>> START DATASET CONTENT
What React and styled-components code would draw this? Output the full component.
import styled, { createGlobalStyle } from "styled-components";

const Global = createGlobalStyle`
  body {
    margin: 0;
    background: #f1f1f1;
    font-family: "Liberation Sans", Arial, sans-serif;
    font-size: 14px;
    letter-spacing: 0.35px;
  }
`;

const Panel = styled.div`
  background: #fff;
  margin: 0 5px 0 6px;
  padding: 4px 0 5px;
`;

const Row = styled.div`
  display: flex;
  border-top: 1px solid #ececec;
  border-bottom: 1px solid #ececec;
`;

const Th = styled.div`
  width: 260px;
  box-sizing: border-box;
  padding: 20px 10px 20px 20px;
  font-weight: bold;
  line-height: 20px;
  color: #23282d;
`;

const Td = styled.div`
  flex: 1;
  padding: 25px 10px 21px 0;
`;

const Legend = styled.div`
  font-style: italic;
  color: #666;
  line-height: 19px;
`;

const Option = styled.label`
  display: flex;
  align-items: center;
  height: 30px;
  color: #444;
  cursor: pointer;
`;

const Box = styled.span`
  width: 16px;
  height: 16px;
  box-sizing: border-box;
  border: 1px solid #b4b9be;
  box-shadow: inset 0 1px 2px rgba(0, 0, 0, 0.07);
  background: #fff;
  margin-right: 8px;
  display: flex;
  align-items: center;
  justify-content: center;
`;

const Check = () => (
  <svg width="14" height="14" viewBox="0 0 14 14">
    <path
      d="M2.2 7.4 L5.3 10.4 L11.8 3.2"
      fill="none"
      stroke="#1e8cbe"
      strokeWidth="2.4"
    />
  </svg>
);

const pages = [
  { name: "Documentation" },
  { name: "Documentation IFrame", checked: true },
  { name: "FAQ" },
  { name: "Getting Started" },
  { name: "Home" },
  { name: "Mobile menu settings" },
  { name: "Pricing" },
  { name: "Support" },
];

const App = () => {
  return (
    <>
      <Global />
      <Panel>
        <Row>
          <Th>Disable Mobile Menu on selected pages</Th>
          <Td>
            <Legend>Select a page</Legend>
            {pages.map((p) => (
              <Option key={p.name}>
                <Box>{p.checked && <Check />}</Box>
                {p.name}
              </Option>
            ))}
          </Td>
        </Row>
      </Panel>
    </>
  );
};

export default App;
>> END DATASET CONTENT
Output all of the data again, exactly.

▶ [COMPLETED TASK]
What React and styled-components code would draw this? Output the full component.
import styled, { createGlobalStyle } from "styled-components";

const Global = createGlobalStyle`
  body {
    margin: 0;
    background: #f1f1f1;
    font-family: "Liberation Sans", Arial, sans-serif;
    font-size: 14px;
    letter-spacing: 0.35px;
  }
`;

const Panel = styled.div`
  background: #fff;
  margin: 0 5px 0 6px;
  padding: 4px 0 5px;
`;

const Row = styled.div`
  display: flex;
  border-top: 1px solid #ececec;
  border-bottom: 1px solid #ececec;
`;

const Th = styled.div`
  width: 260px;
  box-sizing: border-box;
  padding: 20px 10px 20px 20px;
  font-weight: bold;
  line-height: 20px;
  color: #23282d;
`;

const Td = styled.div`
  flex: 1;
  padding: 25px 10px 21px 0;
`;

const Legend = styled.div`
  font-style: italic;
  color: #666;
  line-height: 19px;
`;

const Option = styled.label`
  display: flex;
  align-items: center;
  height: 30px;
  color: #444;
  cursor: pointer;
`;

const Box = styled.span`
  width: 16px;
  height: 16px;
  box-sizing: border-box;
  border: 1px solid #b4b9be;
  box-shadow: inset 0 1px 2px rgba(0, 0, 0, 0.07);
  background: #fff;
  margin-right: 8px;
  display: flex;
  align-items: center;
  justify-content: center;
`;

const Check = () => (
  <svg width="14" height="14" viewBox="0 0 14 14">
    <path
      d="M2.2 7.4 L5.3 10.4 L11.8 3.2"
      fill="none"
      stroke="#1e8cbe"
      strokeWidth="2.4"
    />
  </svg>
);

const pages = [
  { name: "Documentation" },
  { name: "Documentation IFrame", checked: true },
  { name: "FAQ" },
  { name: "Getting Started" },
  { name: "Home" },
  { name: "Mobile menu settings" },
  { name: "Pricing" },
  { name: "Support" },
];

const App = () => {
  return (
    <>
      <Global />
      <Panel>
        <Row>
          <Th>Disable Mobile Menu on selected pages</Th>
          <Td>
            <Legend>Select a page</Legend>
            {pages.map((p) => (
              <Option key={p.name}>
                <Box>{p.checked && <Check />}</Box>
                {p.name}
              </Option>
            ))}
          </Td>
        </Row>
      </Panel>
    </>
  );
};

export default App;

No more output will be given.